Made aromatic with cumin and sumac, this fish patty is served on Turkish bread and finished with mint yoghurt and beetroot. Guests who sign up for seafood are rewarded with a mouth-watering burger stack, bursting with refreshing flavours.
- To make the spiced salmon patty, place the salmon in the bowl of a food processor. Use the pulse button to pulse 6 times or until just chopped. Transfer to a bowl. Add the parsley, shallot, sumac and cumin. Season with pepper. Mix until well combined.
- Shape the salmon mixture into a 2cm-thick, 8cm-diameter patty. Place on a plate. Cover with plastic wrap and place in the fridge for 30 minutes to chill.

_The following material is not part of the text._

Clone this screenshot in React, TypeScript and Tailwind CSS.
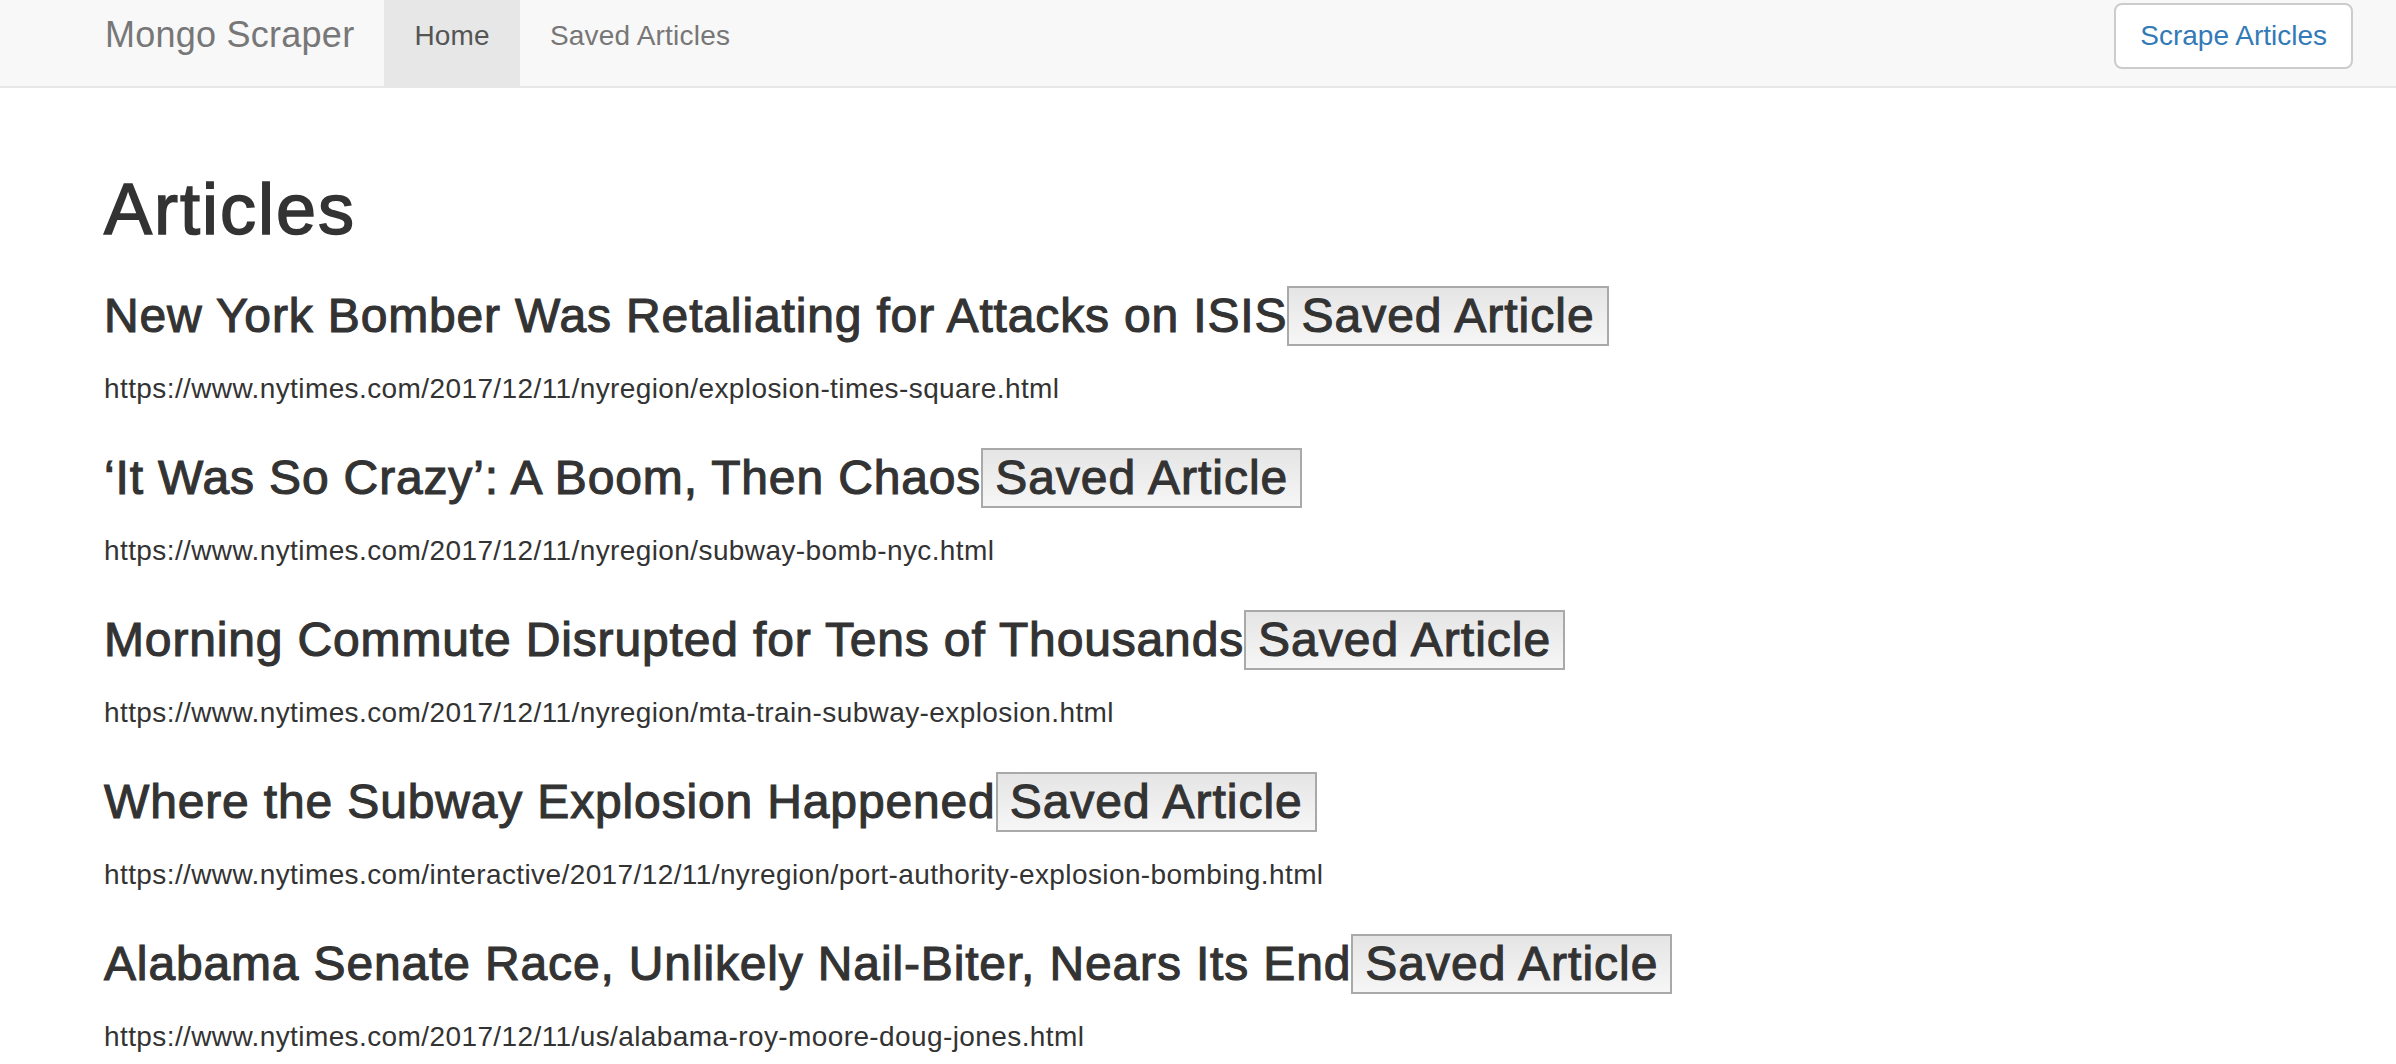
import { FC } from "react";

interface Article {
  title: string;
  link: string;
}

const articles: Article[] = [
  {
    title: "New York Bomber Was Retaliating for Attacks on ISIS",
    link: "https://www.nytimes.com/2017/12/11/nyregion/explosion-times-square.html",
  },
  {
    title: "\u2018It Was So Crazy\u2019: A Boom, Then Chaos",
    link: "https://www.nytimes.com/2017/12/11/nyregion/subway-bomb-nyc.html",
  },
  {
    title: "Morning Commute Disrupted for Tens of Thousands",
    link: "https://www.nytimes.com/2017/12/11/nyregion/mta-train-subway-explosion.html",
  },
  {
    title: "Where the Subway Explosion Happened",
    link: "https://www.nytimes.com/interactive/2017/12/11/nyregion/port-authority-explosion-bombing.html",
  },
  {
    title: "Alabama Senate Race, Unlikely Nail-Biter, Nears Its End",
    link: "https://www.nytimes.com/2017/12/11/us/alabama-roy-moore-doug-jones.html",
  },
];

const Navbar: FC = () => {
  return (
    <nav className="flex h-[88px] bg-[#f8f8f8] border-b-2 border-[#e7e7e7] pl-[75px] pr-[43px]">
      <a className="px-[30px] pt-[15px] text-[36px] leading-[40px] tracking-[0.25px] text-[#777]">
        Mongo Scraper
      </a>
      <ul className="flex">
        <li className="bg-[#e7e7e7] px-[30px] pt-[16px] text-[28px] leading-[40px] tracking-[0.2px] text-[#555]">
          Home
        </li>
        <li className="px-[30px] pt-[16px] text-[28px] leading-[40px] tracking-[0.2px] text-[#777]">
          Saved Articles
        </li>
      </ul>
      <div className="flex-1" />
      <div className="pt-[3px]">
        <button className="h-[66px] px-[24px] bg-white border-2 border-[#ccc] rounded-[8px] text-[28px] leading-[40px] text-[#337ab7]">
          Scrape Articles
        </button>
      </div>
    </nav>
  );
};

const App: FC = () => {
  return (
    <div
      className="min-h-screen bg-white text-[#333]"
      style={{ fontFamily: '"Liberation Sans", Arial, sans-serif' }}
    >
      <Navbar />
      <main className="pl-[104px]">
        <h1 className="mt-[82px] text-[72px] leading-[79px] font-normal tracking-[2px] [-webkit-text-stroke:1.6px_#333]">
          Articles
        </h1>
        {articles.map((item, i) => (
          <div key={i} className={i === 0 ? "mt-[37px]" : "mt-[39px]"}>
            <h3 className="h-[60px] text-[48px] leading-[60px] tracking-[0.85px] whitespace-nowrap [-webkit-text-stroke:1.1px_#333]">
              {item.title}
              <button className="inline-block h-[60px] align-top px-[12px] py-[2px] border-2 border-[#a9a9a9] bg-linear-to-b from-[#e5e5e5] to-[#f6f6f6] text-[48px] leading-[52px] tracking-[1px] text-[#333] [-webkit-text-stroke:1.1px_#333]">
                Saved Article
              </button>
            </h3>
            <p className="mt-[23px] text-[28px] leading-[40px] tracking-[0.4px]">
              {item.link}
            </p>
          </div>
        ))}
      </main>
    </div>
  );
};

export default App;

- Combine the yoghurt, mint and lemon juice in a small bowl. Taste and season with pepper.
- Preheat grill on high. Place the bread, cut-side up, on a baking tray. Cook under grill for 2 minutes or until toasted.
- Meanwhile, heat the oil in a small non-stick frying pan over high heat. Add the patty and cook for 1 1/2 minutes each side for medium or until cooked to your liking.
- Place the bread base on a serving plate. Top with the rocket, cucumber, spiced salmon patty, yoghurt mixture and beetroot. Top with the remaining bread. Serve immediately.